Suppose the random column vectors X, Y live in Rn and Rm respectively, and the vector (X, Y) in Rn+m has a multivariate normal distribution whose covariance is the symmetric positive-definite matrix

${\displaystyle \Sigma =\left[{\begin{matrix}A&B\\B^{T}&C\end{matrix}}\right],}$

where ${\displaystyle A\in \mathbb {R} ^{n\times n}}$ is the covariance matrix of X, ${\displaystyle C\in \mathbb {R} ^{m\times m}}$ is the covariance matrix of Y and ${\displaystyle B\in \mathbb {R} ^{n\times m}}$ is the covariance matrix between X and Y.

Then the conditional covariance of X given Y is the Schur complement of C in ${\displaystyle \Sigma }$:

${\displaystyle \operatorname {Cov} (X\mid Y)=A-BC^{-1}B^{T}.}$
${\displaystyle \operatorname {E} (X\mid Y)=\operatorname {E} (X)+BC^{-1}(Y-\operatorname {E} (Y)).}$

If we take the matrix ${\displaystyle \Sigma }$ above to be, not a covariance of a random vector, but a sample covariance, then it may have a Wishart distribution. In that case, the Schur complement of C in ${\displaystyle \Sigma }$ also has a Wishart distribution.[citation needed]

Schur complement condition for positive definiteness and positive semidefiniteness

Let X be a symmetric matrix given by

${\displaystyle X=\left[{\begin{matrix}A&B\\B^{T}&C\end{matrix}}\right].}$

Let X/A be the Schur complement of A in X, i.e.

${\displaystyle X/A=C-B^{T}A^{-1}B,\,}$

and X/C be the Schur complement of C in X, i.e.

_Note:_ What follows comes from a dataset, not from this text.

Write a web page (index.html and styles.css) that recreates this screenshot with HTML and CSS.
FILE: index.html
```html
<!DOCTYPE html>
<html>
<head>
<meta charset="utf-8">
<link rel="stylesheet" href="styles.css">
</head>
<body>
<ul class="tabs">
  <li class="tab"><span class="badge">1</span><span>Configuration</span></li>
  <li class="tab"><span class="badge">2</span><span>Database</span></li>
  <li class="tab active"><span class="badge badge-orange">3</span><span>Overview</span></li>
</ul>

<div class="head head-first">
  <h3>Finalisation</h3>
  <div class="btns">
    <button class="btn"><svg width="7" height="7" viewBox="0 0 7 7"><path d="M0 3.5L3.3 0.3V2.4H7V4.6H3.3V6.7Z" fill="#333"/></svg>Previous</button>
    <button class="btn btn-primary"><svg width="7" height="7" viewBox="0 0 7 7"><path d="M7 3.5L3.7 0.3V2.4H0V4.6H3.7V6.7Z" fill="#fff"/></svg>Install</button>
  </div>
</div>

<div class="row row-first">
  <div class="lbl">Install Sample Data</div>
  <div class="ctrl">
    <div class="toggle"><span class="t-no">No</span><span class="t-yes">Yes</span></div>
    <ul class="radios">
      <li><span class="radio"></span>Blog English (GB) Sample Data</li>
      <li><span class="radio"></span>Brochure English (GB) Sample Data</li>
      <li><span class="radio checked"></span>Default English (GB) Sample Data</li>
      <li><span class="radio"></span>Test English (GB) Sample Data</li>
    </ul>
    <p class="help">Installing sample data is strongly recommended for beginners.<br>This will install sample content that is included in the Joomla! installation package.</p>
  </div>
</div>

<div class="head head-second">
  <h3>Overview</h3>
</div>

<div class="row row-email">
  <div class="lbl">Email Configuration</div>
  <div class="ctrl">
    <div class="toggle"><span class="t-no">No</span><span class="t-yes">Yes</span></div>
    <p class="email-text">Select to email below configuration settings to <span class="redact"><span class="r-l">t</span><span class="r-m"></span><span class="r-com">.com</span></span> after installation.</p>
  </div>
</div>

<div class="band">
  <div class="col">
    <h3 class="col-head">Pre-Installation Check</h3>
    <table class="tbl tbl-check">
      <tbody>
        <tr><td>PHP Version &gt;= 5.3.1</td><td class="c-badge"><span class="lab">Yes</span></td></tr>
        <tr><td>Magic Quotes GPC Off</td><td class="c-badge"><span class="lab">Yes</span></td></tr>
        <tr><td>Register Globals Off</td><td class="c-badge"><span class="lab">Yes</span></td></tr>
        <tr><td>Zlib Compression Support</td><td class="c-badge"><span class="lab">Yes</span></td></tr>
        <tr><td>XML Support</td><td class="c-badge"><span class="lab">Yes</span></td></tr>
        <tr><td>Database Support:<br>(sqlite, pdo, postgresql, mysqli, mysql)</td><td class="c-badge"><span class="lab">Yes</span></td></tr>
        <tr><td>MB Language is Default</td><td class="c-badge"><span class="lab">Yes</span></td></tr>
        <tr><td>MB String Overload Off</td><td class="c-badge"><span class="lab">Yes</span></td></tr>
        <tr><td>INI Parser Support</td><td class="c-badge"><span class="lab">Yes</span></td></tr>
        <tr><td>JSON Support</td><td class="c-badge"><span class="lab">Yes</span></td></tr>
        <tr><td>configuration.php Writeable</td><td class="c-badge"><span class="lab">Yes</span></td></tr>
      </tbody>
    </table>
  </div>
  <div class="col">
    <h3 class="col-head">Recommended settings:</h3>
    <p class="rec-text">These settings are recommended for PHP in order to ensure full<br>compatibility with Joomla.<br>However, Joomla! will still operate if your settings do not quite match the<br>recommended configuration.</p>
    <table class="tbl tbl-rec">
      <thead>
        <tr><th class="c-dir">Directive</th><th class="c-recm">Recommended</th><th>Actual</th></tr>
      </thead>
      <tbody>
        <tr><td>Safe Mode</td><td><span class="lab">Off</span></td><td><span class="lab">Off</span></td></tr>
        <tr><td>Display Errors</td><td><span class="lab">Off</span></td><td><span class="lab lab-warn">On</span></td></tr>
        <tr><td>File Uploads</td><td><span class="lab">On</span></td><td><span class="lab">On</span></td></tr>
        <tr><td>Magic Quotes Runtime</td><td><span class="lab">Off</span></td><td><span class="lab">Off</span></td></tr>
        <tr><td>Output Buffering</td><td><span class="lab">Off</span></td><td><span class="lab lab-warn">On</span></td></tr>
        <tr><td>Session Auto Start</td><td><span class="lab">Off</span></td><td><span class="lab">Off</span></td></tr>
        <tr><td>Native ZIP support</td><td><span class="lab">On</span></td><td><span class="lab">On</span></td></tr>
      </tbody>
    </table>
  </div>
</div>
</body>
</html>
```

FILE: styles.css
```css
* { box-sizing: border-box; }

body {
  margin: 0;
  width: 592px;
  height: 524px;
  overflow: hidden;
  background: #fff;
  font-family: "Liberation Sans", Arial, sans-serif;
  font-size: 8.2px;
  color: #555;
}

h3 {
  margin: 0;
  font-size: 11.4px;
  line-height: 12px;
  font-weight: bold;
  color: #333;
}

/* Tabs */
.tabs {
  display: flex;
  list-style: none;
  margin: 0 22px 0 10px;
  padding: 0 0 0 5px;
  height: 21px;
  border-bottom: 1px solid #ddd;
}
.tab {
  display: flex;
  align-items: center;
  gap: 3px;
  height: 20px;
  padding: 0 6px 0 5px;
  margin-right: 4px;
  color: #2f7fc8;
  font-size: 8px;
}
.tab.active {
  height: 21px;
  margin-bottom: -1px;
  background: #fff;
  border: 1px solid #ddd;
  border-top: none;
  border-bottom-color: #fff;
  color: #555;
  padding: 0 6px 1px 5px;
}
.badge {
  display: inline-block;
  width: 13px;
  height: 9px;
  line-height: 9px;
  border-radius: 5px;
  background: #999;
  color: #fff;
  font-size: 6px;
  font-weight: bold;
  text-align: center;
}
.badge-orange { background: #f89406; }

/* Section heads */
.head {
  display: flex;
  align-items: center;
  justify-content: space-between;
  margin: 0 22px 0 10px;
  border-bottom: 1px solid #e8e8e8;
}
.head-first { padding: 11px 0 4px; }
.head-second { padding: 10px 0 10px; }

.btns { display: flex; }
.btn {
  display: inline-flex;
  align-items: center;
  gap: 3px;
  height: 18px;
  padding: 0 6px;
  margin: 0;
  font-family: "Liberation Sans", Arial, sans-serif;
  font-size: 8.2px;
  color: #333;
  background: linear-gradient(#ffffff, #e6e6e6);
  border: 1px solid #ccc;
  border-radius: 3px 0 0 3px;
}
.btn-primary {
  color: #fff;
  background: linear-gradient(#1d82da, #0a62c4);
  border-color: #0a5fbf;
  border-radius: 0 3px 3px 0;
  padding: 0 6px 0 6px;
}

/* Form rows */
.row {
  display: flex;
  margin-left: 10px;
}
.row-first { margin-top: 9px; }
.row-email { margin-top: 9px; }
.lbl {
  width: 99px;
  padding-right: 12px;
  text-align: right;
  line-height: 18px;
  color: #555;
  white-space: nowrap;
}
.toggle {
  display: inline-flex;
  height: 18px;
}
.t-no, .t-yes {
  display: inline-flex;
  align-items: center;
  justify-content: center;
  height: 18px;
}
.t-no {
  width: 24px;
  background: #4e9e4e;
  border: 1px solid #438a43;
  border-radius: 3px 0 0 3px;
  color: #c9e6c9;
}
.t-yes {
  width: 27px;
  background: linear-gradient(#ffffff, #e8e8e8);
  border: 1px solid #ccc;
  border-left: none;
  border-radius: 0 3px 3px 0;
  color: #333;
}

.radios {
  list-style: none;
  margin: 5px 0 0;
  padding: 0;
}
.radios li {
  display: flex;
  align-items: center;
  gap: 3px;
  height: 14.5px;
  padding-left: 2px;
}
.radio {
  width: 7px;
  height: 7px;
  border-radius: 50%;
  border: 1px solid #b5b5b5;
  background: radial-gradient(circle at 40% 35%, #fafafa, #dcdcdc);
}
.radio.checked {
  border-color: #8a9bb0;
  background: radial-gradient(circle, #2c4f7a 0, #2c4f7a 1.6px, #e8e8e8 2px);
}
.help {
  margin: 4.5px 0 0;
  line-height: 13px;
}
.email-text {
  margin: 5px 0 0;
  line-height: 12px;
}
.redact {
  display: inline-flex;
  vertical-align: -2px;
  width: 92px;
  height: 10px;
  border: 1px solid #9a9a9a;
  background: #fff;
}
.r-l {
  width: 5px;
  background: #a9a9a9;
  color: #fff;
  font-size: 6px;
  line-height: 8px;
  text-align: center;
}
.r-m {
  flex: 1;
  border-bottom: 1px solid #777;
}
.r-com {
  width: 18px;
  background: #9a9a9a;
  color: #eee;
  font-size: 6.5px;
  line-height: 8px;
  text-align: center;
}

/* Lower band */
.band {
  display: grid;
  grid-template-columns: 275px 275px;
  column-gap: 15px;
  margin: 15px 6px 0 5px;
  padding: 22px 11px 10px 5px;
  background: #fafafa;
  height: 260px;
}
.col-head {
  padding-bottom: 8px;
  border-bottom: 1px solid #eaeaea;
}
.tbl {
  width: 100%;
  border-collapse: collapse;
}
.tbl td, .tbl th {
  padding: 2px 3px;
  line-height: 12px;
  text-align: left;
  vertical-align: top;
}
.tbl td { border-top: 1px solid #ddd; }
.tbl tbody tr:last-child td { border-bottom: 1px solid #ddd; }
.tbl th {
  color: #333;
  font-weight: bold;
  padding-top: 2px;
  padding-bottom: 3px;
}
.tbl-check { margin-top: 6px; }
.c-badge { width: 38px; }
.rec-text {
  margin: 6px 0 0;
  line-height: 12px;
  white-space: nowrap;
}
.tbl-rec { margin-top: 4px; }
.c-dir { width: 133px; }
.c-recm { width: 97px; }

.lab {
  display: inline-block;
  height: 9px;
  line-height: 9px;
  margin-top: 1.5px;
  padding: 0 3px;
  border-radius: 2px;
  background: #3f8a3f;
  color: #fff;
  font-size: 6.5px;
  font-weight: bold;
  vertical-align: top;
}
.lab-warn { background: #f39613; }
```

${\displaystyle X/C=A-BC^{-1}B^{T}.\,}$

Then

• X is positive definite if and only if A and X/A are both positive definite:
${\displaystyle X\succ 0\Leftrightarrow A\succ 0,X/A=C-B^{T}A^{-1}B\succ 0}$.
• X is positive definite if and only if C and X/C are both positive definite:
${\displaystyle X\succ 0\Leftrightarrow C\succ 0,X/C=A-BC^{-1}B^{T}\succ 0}$.
• If A is positive definite, then X is positive semidefinite if and only if X/A is positive semidefinite:
${\displaystyle {\text{If}}}$ ${\displaystyle A\succ 0}$, ${\displaystyle {\text{then}}}$ ${\displaystyle X\succeq 0\Leftrightarrow X/A=C-B^{T}A^{-1}B\succeq 0}$.
• If C is positive definite, then X is positive semidefinite if and only if X/C is positive semidefinite:
${\displaystyle {\text{If}}}$ ${\displaystyle C\succ 0}$, ${\displaystyle {\text{then}}}$ ${\displaystyle X\succeq 0\Leftrightarrow X/C=A-BC^{-1}B^{T}\succeq 0}$.

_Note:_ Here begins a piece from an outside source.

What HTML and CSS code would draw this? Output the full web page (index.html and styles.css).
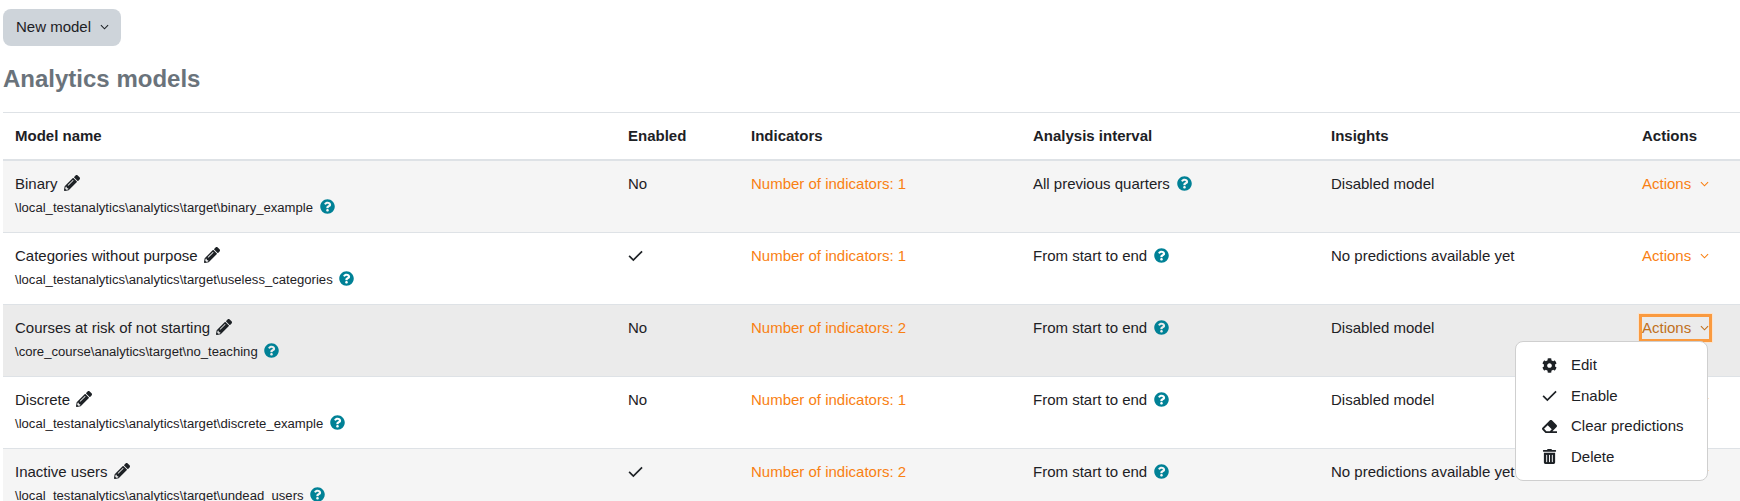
FILE: index.html
```html
<!DOCTYPE html>
<html lang="en">
<head>
<meta charset="utf-8">
<title>Analytics models</title>
<link rel="stylesheet" href="styles.css">
</head>
<body>
<svg class="sprite" xmlns="http://www.w3.org/2000/svg" aria-hidden="true">
  <symbol id="i-pencil" viewBox="0 0 512 512"><path d="M497.9 142.1l-46.1 46.1c-4.7 4.7-12.3 4.7-17 0l-111-111c-4.7-4.7-4.7-12.3 0-17l46.1-46.1c18.7-18.7 49.1-18.7 67.9 0l60.1 60.1c18.8 18.7 18.8 49.1 0 67.9zM284.2 99.8L21.6 362.4.4 483.9c-2.9 16.4 11.4 30.6 27.8 27.8l121.5-21.3 262.6-262.6c4.7-4.7 4.7-12.3 0-17l-111-111c-4.8-4.7-12.4-4.7-17.1 0zM124.1 339.9c-5.5-5.5-5.5-14.3 0-19.8l154-154c5.5-5.5 14.3-5.5 19.8 0s5.5 14.3 0 19.8l-154 154c-5.5 5.5-14.3 5.5-19.8 0zM88 424h48v36.3l-64.5 11.3-31.1-31.1L51.7 376H88v48z"/></symbol>
  <symbol id="i-help" viewBox="0 0 512 512"><path d="M504 256c0 136.997-111.043 248-248 248S8 392.997 8 256C8 119.083 119.043 8 256 8s248 111.083 248 248zM262.655 90c-54.497 0-89.255 22.957-116.549 63.758-3.536 5.286-2.353 12.415 2.715 16.258l34.699 26.31c5.205 3.947 12.621 3.008 16.665-2.122 17.864-22.658 30.113-35.797 57.303-35.797 20.429 0 45.698 13.148 45.698 32.958 0 14.976-12.363 22.667-32.534 33.976C247.128 238.528 216 254.941 216 296v4c0 6.627 5.373 12 12 12h56c6.627 0 12-5.373 12-12v-1.333c0-28.462 83.186-29.647 83.186-106.667 0-58.002-60.165-102-116.531-102zM256 338c-25.365 0-46 20.635-46 46 0 25.364 20.635 46 46 46s46-20.636 46-46c0-25.365-20.635-46-46-46z"/></symbol>
  <symbol id="i-cog" viewBox="0 0 512 512"><path d="M487.4 315.7l-42.6-24.6c4.3-23.2 4.3-47 0-70.2l42.6-24.6c4.9-2.8 7.1-8.6 5.5-14-11.1-35.6-30-67.8-54.7-94.6-3.8-4.1-10-5.1-14.8-2.3L380.8 110c-17.9-15.4-38.5-27.3-60.8-35.1V25.8c0-5.6-3.9-10.5-9.4-11.7-36.7-8.2-74.3-7.8-109.2 0-5.5 1.2-9.4 6.1-9.4 11.7V75c-22.2 7.9-42.8 19.8-60.8 35.1L88.7 85.5c-4.9-2.8-11-1.9-14.8 2.3-24.7 26.7-43.6 58.9-54.7 94.6-1.7 5.4.6 11.2 5.5 14L67.3 221c-4.3 23.2-4.3 47 0 70.2l-42.6 24.6c-4.9 2.8-7.1 8.6-5.5 14 11.1 35.6 30 67.8 54.7 94.6 3.8 4.1 10 5.1 14.8 2.3l42.6-24.6c17.9 15.4 38.5 27.3 60.8 35.1v49.2c0 5.6 3.9 10.5 9.4 11.7 36.7 8.2 74.3 7.8 109.2 0 5.5-1.2 9.4-6.1 9.4-11.7v-49.2c22.2-7.9 42.8-19.8 60.8-35.1l42.6 24.6c4.9 2.8 11 1.9 14.8-2.3 24.7-26.7 43.6-58.9 54.7-94.6 1.5-5.5-.7-11.3-5.6-14.1zM256 336c-44.1 0-80-35.9-80-80s35.9-80 80-80 80 35.9 80 80-35.9 80-80 80z"/></symbol>
  <symbol id="i-eraser" viewBox="0 0 512 512"><path d="M497.941 273.941c18.745-18.745 18.745-49.137 0-67.882l-160-160c-18.745-18.745-49.136-18.746-67.883 0l-256 256c-18.745 18.745-18.745 49.137 0 67.882l96 96A48.004 48.004 0 0 0 144 480h356c6.627 0 12-5.373 12-12v-40c0-6.627-5.373-12-12-12H355.883l142.058-142.059zm-302.627-62.627l137.373 137.373L265.373 416H150.628l-80-80 124.686-124.686z"/></symbol>
  <symbol id="i-trash" viewBox="0 0 448 512"><path d="M32 464a48 48 0 0 0 48 48h288a48 48 0 0 0 48-48V128H32zm272-256a16 16 0 0 1 32 0v224a16 16 0 0 1-32 0zm-96 0a16 16 0 0 1 32 0v224a16 16 0 0 1-32 0zm-96 0a16 16 0 0 1 32 0v224a16 16 0 0 1-32 0zM432 32H312l-9.4-18.7A24 24 0 0 0 281.1 0H166.8a23.72 23.72 0 0 0-21.4 13.3L136 32H16A16 16 0 0 0 0 48v32a16 16 0 0 0 16 16h416a16 16 0 0 0 16-16V48a16 16 0 0 0-16-16z"/></symbol>
  <symbol id="i-check" viewBox="0 0 16 16"><path d="M1.2 8.3l4.5 4.5L15 3.5" fill="none" stroke="currentColor" stroke-width="1.8"/></symbol>
  <symbol id="i-chev" viewBox="0 0 10 6"><path d="M1 1l4 4 4-4" fill="none" stroke="currentColor" stroke-width="1.2"/></symbol>
</svg>

<main class="page">
  <button class="btn-new" type="button">New model <svg class="chev"><use href="#i-chev"/></svg></button>
  <h2 class="title">Analytics models</h2>
  <table class="models">
    <colgroup>
      <col class="c-name"><col class="c-enabled"><col class="c-ind"><col class="c-int"><col class="c-ins"><col class="c-act">
    </colgroup>
    <thead>
      <tr><th>Model name</th><th>Enabled</th><th>Indicators</th><th>Analysis interval</th><th>Insights</th><th>Actions</th></tr>
    </thead>
    <tbody>
      <tr class="odd">
        <td>Binary <svg class="pencil"><use href="#i-pencil"/></svg>
          <div class="sub">\local_testanalytics\analytics\target\binary_example <svg class="help"><use href="#i-help"/></svg></div></td>
        <td>No</td>
        <td><a class="link">Number of indicators: 1</a></td>
        <td>All previous quarters <svg class="help"><use href="#i-help"/></svg></td>
        <td>Disabled model</td>
        <td><a class="link act">Actions <svg class="chev"><use href="#i-chev"/></svg></a></td>
      </tr>
      <tr>
        <td>Categories without purpose <svg class="pencil"><use href="#i-pencil"/></svg>
          <div class="sub">\local_testanalytics\analytics\target\useless_categories <svg class="help"><use href="#i-help"/></svg></div></td>
        <td><svg class="check"><use href="#i-check"/></svg></td>
        <td><a class="link">Number of indicators: 1</a></td>
        <td>From start to end <svg class="help"><use href="#i-help"/></svg></td>
        <td>No predictions available yet</td>
        <td><a class="link act">Actions <svg class="chev"><use href="#i-chev"/></svg></a></td>
      </tr>
      <tr class="hover">
        <td>Courses at risk of not starting <svg class="pencil"><use href="#i-pencil"/></svg>
          <div class="sub">\core_course\analytics\target\no_teaching <svg class="help"><use href="#i-help"/></svg></div></td>
        <td>No</td>
        <td><a class="link">Number of indicators: 2</a></td>
        <td>From start to end <svg class="help"><use href="#i-help"/></svg></td>
        <td>Disabled model</td>
        <td>
          <div class="menu-anchor">
            <a class="link act focused">Actions <svg class="chev"><use href="#i-chev"/></svg></a>
            <ul class="menu">
              <li><svg class="mi"><use href="#i-cog"/></svg>Edit</li>
              <li><svg class="mi"><use href="#i-check"/></svg>Enable</li>
              <li><svg class="mi"><use href="#i-eraser"/></svg>Clear predictions</li>
              <li><svg class="mi"><use href="#i-trash"/></svg>Delete</li>
            </ul>
          </div>
        </td>
      </tr>
      <tr>
        <td>Discrete <svg class="pencil"><use href="#i-pencil"/></svg>
          <div class="sub">\local_testanalytics\analytics\target\discrete_example <svg class="help"><use href="#i-help"/></svg></div></td>
        <td>No</td>
        <td><a class="link">Number of indicators: 1</a></td>
        <td>From start to end <svg class="help"><use href="#i-help"/></svg></td>
        <td>Disabled model</td>
        <td><a class="link act">Actions <svg class="chev"><use href="#i-chev"/></svg></a></td>
      </tr>
      <tr class="odd">
        <td>Inactive users <svg class="pencil"><use href="#i-pencil"/></svg>
          <div class="sub">\local_testanalytics\analytics\target\undead_users <svg class="help"><use href="#i-help"/></svg></div></td>
        <td><svg class="check"><use href="#i-check"/></svg></td>
        <td><a class="link">Number of indicators: 2</a></td>
        <td>From start to end <svg class="help"><use href="#i-help"/></svg></td>
        <td>No predictions available yet</td>
        <td><a class="link act">Actions <svg class="chev"><use href="#i-chev"/></svg></a></td>
      </tr>
    </tbody>
  </table>
</main>
</body>
</html>
```

FILE: styles.css
```css
html, body {
  margin: 0;
  height: 501px;
  overflow: hidden;
  background: #fff;
}
body {
  font-family: "Liberation Sans", Arial, sans-serif;
  font-size: 15px;
  line-height: 22.5px;
  color: #1d2125;
}
.sprite { display: none; }
.page { padding: 9px 0 0 3px; }

.btn-new {
  display: block;
  width: 118px;
  height: 37px;
  padding: 0 0 0 13px;
  border: 0;
  border-radius: 8px;
  background: #ced4da;
  color: #1d2125;
  font: inherit;
  text-align: left;
}
.btn-new .chev { margin-left: 5px; }

.title {
  margin: 15px 0 0;
  font-size: 24px;
  line-height: 36px;
  font-weight: 700;
  color: #6a737b;
}

.models {
  width: 100%;
  margin-top: 15px;
  table-layout: fixed;
  border-collapse: separate;
  border-spacing: 0;
}
.c-name { width: 613px; }
.c-enabled { width: 123px; }
.c-ind { width: 282px; }
.c-int { width: 298px; }
.c-ins { width: 311px; }

.models th {
  padding: 12px;
  height: 22px;
  text-align: left;
  font-weight: 700;
  border-top: 1px solid #dee2e6;
  border-bottom: 2px solid #dee2e6;
  line-height: 22px;
}
.models td {
  padding: 12px;
  height: 47px;
  vertical-align: top;
  border-bottom: 1px solid #dee2e6;
}
.odd td { background: #f5f5f5; }
.hover td { background: #ebebeb; }

.sub {
  font-size: 13.125px;
  line-height: 24.5px;
  height: 24.5px;
}
.link { color: #f98012; }
.act { display: inline-block; }

.chev {
  width: 9px;
  height: 6px;
  margin-left: 5px;
  vertical-align: 2px;
}
.pencil {
  width: 16px;
  height: 16px;
  margin-left: 2px;
  vertical-align: -2px;
  fill: #1d2125;
}
.help {
  width: 15px;
  height: 15px;
  margin-left: 3px;
  vertical-align: -2px;
  fill: #008196;
}
.check {
  width: 15px;
  height: 15px;
  vertical-align: -2px;
  color: #1d2125;
}

.menu-anchor { position: relative; }
.focused {
  color: #c0701c;
  line-height: 22px;
  box-shadow: 0 0 0 3px #fa9a3f, 0 0 0 4px #fbe3cc;
}
.menu {
  position: absolute;
  right: 20px;
  top: 24px;
  width: 191px;
  margin: 0;
  padding: 8px 0;
  list-style: none;
  background: #fff;
  border: 1px solid #cfcfcf;
  border-radius: 8px;
  z-index: 2;
}
.menu li {
  display: flex;
  align-items: center;
  height: 30.5px;
  padding: 0 0 0 26px;
  white-space: nowrap;
}
.mi {
  flex: none;
  width: 15px;
  height: 15px;
  margin-right: 14px;
  fill: #1d2125;
  color: #1d2125;
}
```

The first and third statements can be derived[3] by considering the minimizer of the quantity

${\displaystyle u^{T}Au+2v^{T}B^{T}u+v^{T}Cv,\,}$

as a function of v (for fixed u).

Furthermore, since

${\displaystyle \left[{\begin{matrix}A&B\\B^{T}&C\end{matrix}}\right]\succ 0\Longleftrightarrow \left[{\begin{matrix}C&B^{T}\\B&A\end{matrix}}\right]\succ 0}$

and similarly for positive semi-definite matrices, the second (respectively fourth) statement is immediate from the first (resp. third) statement.

There is also a sufficient and necessary condition for the positive semidefiniteness of X in terms of a generalized Schur complement.[1] Precisely,

• ${\displaystyle X\succeq 0\Leftrightarrow A\succeq 0,C-B^{T}A^{g}B\succeq 0,(I-AA^{g})B=0\,}$ and
• ${\displaystyle X\succeq 0\Leftrightarrow C\succeq 0,A-BC^{g}B^{T}\succeq 0,(I-CC^{g})B^{T}=0,}$

where ${\displaystyle A^{g}}$ denotes the generalized inverse of ${\displaystyle A}$.